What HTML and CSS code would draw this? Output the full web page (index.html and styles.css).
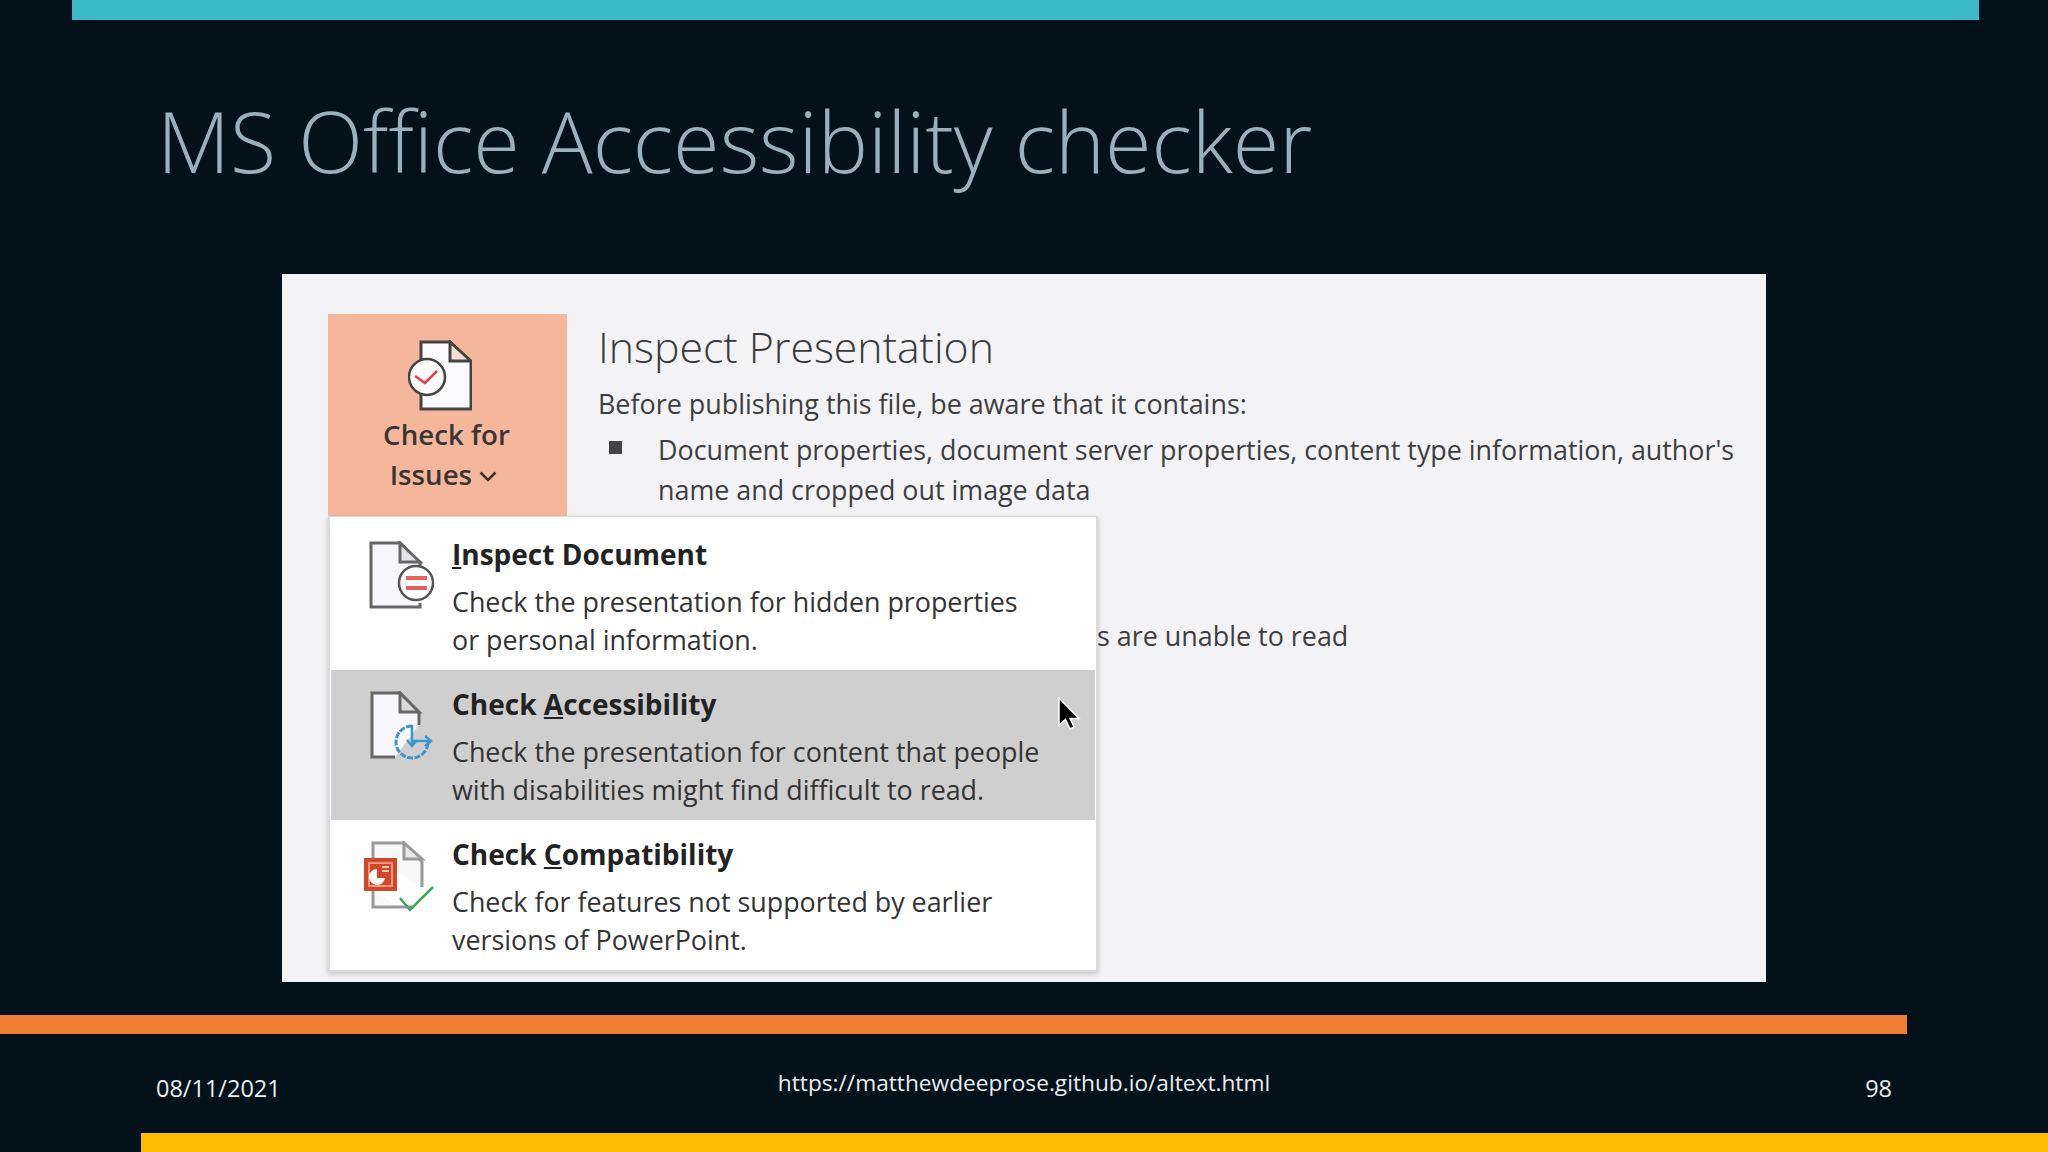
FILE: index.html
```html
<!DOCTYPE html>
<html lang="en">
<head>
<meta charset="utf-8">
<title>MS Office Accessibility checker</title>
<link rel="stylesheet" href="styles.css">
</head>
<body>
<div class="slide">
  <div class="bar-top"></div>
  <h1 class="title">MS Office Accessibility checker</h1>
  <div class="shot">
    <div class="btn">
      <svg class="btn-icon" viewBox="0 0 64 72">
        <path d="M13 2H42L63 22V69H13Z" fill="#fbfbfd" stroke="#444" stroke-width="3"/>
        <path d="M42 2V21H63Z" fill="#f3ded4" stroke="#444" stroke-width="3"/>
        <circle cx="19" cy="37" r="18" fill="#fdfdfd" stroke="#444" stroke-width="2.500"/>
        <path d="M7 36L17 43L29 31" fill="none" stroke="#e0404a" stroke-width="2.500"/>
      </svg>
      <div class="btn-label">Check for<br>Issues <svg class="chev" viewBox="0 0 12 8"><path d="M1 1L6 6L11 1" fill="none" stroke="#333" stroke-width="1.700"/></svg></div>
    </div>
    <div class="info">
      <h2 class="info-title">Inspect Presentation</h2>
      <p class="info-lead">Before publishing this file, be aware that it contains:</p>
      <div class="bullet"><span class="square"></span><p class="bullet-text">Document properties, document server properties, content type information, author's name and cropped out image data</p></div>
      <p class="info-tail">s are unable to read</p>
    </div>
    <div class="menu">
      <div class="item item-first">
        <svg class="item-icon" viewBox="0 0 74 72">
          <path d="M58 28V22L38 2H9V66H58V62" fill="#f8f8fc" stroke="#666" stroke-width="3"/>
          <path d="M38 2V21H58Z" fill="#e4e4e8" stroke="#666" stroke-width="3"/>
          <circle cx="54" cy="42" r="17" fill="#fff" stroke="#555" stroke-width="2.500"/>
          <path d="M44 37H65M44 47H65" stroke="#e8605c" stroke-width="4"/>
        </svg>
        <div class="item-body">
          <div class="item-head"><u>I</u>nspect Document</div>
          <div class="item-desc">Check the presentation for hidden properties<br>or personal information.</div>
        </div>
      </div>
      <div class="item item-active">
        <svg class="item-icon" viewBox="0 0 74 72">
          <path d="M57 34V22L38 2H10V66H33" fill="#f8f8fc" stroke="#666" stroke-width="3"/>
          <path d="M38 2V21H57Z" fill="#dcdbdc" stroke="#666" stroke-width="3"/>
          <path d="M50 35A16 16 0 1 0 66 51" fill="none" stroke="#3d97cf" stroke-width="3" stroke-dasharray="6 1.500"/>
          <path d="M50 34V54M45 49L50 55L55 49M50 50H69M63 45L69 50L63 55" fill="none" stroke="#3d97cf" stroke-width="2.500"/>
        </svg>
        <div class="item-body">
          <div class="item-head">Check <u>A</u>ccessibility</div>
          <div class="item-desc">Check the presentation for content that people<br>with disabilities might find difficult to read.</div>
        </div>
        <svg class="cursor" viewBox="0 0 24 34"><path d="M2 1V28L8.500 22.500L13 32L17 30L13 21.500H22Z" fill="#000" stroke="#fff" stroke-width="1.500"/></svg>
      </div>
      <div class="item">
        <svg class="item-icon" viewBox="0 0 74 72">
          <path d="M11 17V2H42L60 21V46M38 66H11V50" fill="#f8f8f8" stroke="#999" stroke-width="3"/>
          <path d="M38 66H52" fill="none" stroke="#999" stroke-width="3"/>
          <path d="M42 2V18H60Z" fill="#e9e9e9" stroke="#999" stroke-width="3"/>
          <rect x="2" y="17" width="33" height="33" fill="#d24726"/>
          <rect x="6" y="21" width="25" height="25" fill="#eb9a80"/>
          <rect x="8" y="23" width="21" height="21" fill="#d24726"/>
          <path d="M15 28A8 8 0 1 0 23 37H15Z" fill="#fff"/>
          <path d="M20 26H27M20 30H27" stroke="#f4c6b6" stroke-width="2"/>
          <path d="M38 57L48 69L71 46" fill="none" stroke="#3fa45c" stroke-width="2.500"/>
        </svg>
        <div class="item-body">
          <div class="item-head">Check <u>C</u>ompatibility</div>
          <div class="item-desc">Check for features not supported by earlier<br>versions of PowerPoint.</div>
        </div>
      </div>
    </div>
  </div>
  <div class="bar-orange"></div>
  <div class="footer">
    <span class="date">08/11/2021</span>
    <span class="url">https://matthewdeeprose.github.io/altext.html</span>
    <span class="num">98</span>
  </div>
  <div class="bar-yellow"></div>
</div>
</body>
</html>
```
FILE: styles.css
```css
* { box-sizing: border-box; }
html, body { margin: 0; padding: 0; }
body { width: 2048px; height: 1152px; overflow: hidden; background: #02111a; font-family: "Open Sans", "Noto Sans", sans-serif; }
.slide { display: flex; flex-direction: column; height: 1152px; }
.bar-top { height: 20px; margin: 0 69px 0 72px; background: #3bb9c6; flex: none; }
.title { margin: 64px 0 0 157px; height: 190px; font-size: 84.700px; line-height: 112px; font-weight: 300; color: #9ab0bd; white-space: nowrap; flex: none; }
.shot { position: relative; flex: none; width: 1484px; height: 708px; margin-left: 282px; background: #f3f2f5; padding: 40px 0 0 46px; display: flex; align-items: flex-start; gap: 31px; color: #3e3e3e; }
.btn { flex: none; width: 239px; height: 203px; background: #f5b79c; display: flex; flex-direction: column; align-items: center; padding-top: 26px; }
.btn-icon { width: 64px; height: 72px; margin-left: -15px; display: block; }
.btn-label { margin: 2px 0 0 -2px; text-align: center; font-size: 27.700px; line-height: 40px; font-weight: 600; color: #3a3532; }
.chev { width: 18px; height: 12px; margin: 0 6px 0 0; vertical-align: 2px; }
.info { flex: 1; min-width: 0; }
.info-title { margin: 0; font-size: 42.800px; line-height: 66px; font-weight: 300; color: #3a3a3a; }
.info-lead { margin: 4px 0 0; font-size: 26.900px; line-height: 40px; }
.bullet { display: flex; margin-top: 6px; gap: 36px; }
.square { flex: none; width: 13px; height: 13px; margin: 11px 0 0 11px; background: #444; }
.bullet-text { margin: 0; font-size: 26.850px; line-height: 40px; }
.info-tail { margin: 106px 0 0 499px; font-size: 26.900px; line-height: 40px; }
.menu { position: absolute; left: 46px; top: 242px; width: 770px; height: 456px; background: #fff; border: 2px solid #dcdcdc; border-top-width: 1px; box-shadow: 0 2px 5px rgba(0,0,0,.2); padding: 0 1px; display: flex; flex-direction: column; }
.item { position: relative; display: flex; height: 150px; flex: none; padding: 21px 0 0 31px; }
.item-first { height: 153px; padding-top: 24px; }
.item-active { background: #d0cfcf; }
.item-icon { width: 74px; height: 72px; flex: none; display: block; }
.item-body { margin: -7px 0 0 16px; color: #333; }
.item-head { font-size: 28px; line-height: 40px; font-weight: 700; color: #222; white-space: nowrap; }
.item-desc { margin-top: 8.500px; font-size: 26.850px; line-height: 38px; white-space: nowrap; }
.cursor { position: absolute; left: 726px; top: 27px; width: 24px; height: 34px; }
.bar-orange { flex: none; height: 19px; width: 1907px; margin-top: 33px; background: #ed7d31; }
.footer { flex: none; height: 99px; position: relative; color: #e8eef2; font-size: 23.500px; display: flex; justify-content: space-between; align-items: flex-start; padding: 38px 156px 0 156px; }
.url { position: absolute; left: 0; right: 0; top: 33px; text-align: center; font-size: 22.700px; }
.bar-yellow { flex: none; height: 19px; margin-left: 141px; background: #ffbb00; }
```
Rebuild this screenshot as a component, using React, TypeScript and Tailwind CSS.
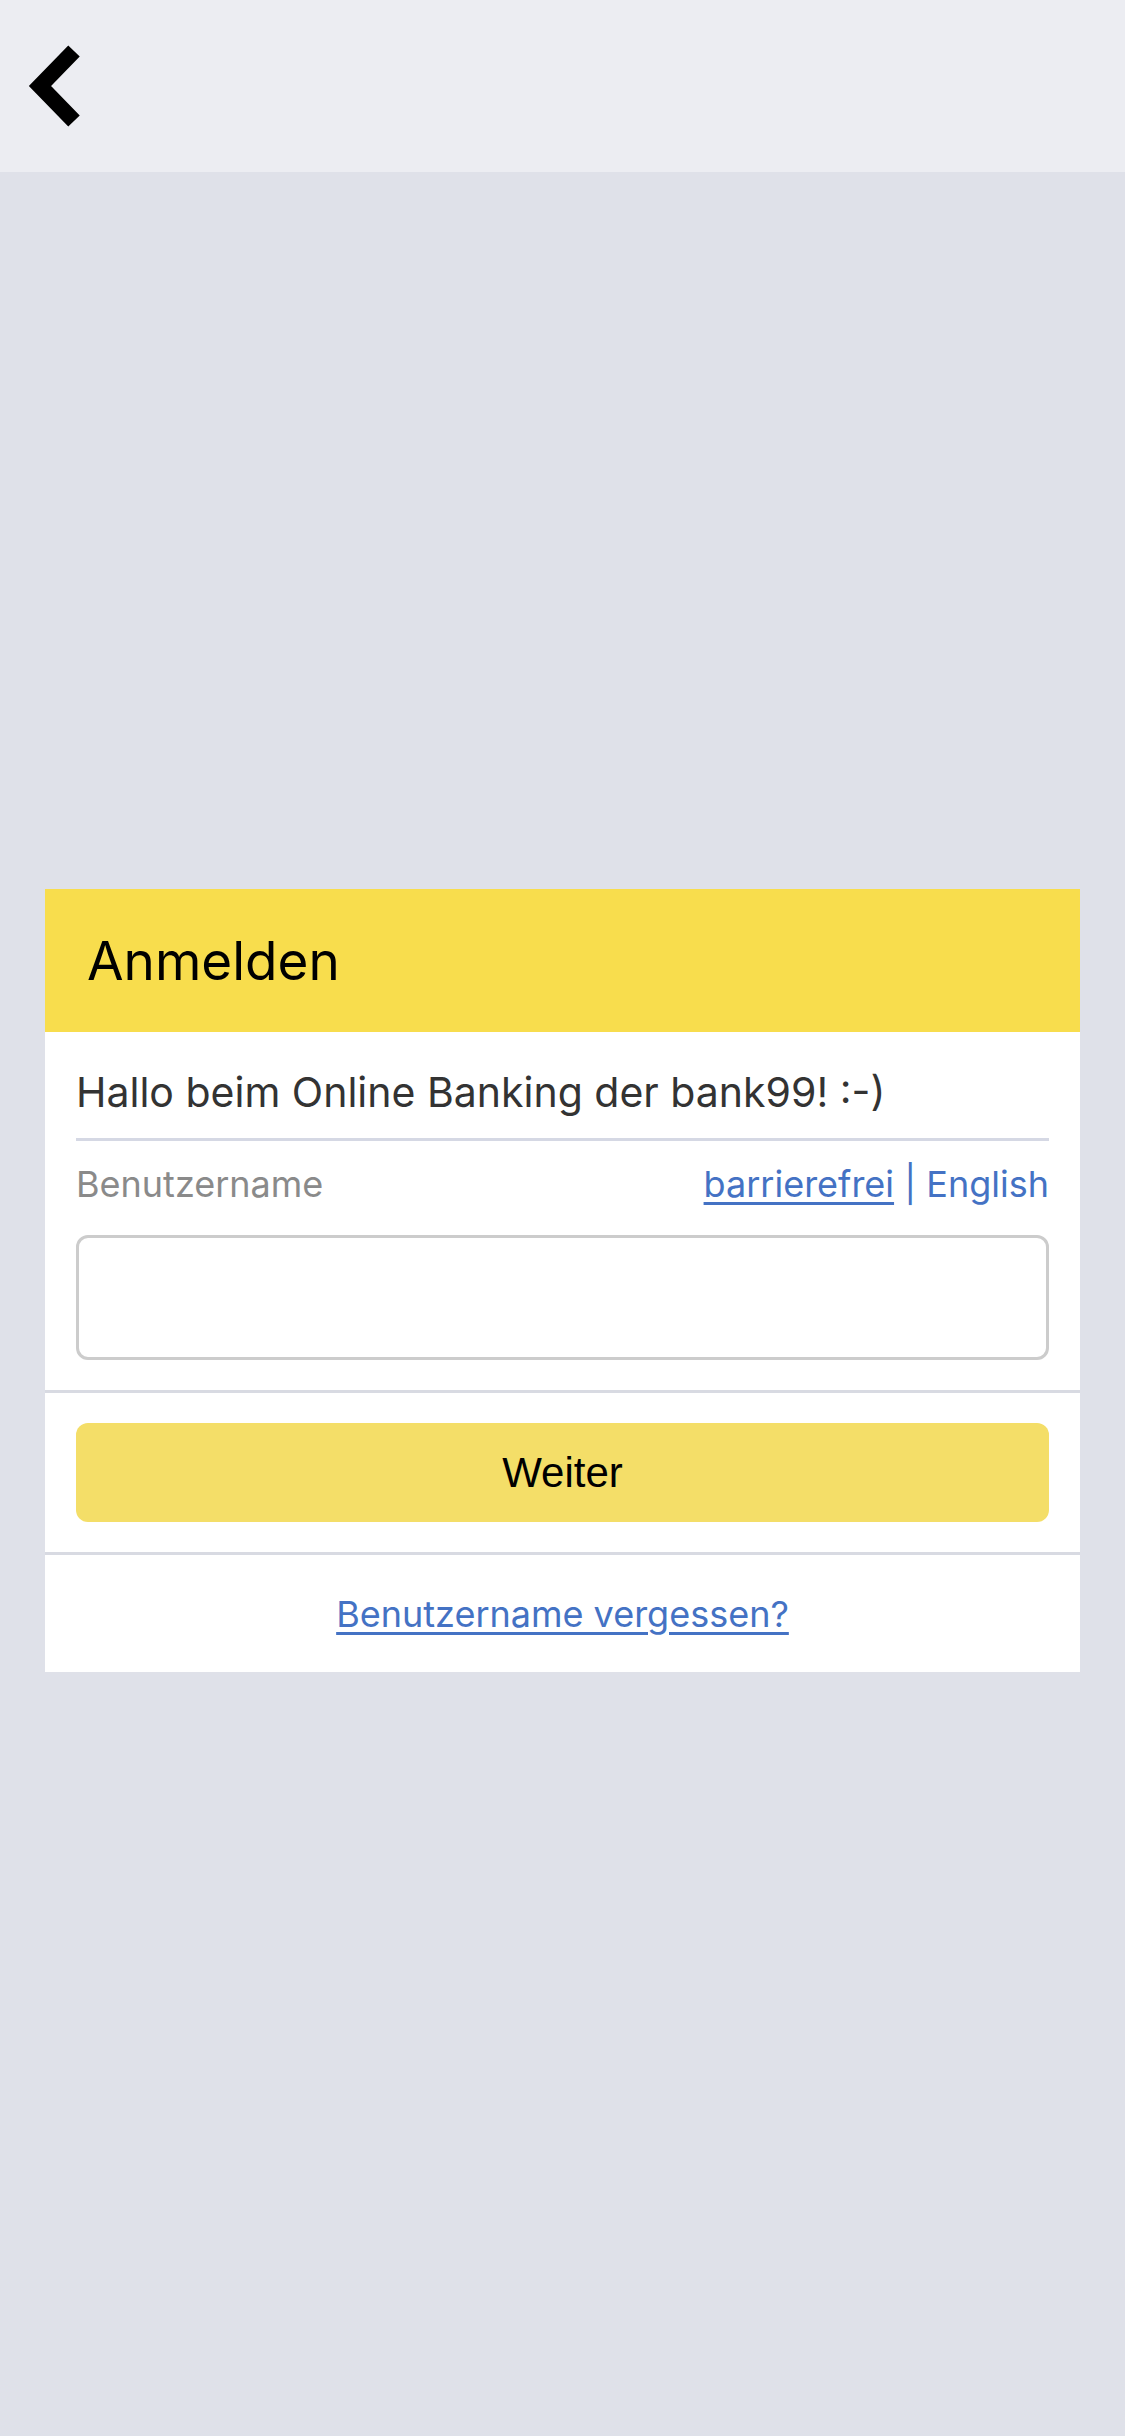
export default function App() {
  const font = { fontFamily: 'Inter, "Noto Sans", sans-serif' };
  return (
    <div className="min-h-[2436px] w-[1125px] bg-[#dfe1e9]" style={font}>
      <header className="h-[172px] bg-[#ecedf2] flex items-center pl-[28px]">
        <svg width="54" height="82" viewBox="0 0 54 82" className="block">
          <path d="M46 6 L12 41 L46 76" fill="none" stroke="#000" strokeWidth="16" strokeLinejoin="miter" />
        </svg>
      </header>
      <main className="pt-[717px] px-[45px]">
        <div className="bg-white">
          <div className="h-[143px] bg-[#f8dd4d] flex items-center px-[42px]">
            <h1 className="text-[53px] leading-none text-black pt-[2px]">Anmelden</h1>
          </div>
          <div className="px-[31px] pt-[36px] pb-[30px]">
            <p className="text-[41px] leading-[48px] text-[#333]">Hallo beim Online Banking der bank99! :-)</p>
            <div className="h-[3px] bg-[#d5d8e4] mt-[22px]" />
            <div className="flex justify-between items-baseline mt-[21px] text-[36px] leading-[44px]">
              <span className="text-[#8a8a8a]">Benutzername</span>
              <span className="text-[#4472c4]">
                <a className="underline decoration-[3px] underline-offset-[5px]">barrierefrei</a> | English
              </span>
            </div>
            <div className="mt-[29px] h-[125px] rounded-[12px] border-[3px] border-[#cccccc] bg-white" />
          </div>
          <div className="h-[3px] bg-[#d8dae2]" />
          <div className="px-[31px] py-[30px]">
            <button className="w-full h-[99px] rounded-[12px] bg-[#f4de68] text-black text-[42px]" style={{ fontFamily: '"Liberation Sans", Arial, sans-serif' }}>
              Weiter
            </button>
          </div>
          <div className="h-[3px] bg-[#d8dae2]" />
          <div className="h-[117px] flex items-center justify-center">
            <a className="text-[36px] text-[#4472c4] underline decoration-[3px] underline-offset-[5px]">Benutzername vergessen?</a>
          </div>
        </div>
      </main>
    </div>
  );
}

.....

**AIM:**
Using the entries above, state how many lines include the word "full", with no other words.

**THE OUTPUT:**
2